But economies do not transform through narratives. They transform through discipline. Sustainable growth requires fiscal credibility, institutional reform, policy consistency, human capital investment, and private sector productivity. It requires moving beyond short-term stabilisation toward long-term competitiveness. It demands uncomfortable political decisions: reducing untargeted subsidies, reforming state-owned enterprises, improving regulatory predictability, and strengthening contract enforcement. No international institution can substitute for domestic reform. No exchange rate adjustment can replace productivity growth. No market rally can compensate for weak fundamentals. No single tax reform can resolve structural deficits. The most dangerous crises are not those of numbers but of mindset. When a society becomes invested in its own economic myths, reform becomes politically expensive and intellectually resisted. Yet truth, though uncomfortable, is cheaper than denial.
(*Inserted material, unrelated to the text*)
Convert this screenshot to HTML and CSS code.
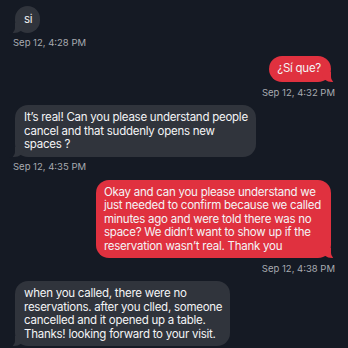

Pakistan possesses demographic potential, entrepreneurial energy, and strategic geography. What it requires is narrative maturity. The sooner we replace comforting stories with analytical honesty, the sooner policy can move from reactive firefighting to proactive development. Economic stability is not built through applause lines. It is built through accountability, data, and consistency. Until we confront the lies we tell ourselves, we will continue mistaking temporary relief for lasting progress. The choice is not between optimism and pessimism. It is between illusion and realism. Nations that choose realism adapt. Nations that choose illusion repeat history.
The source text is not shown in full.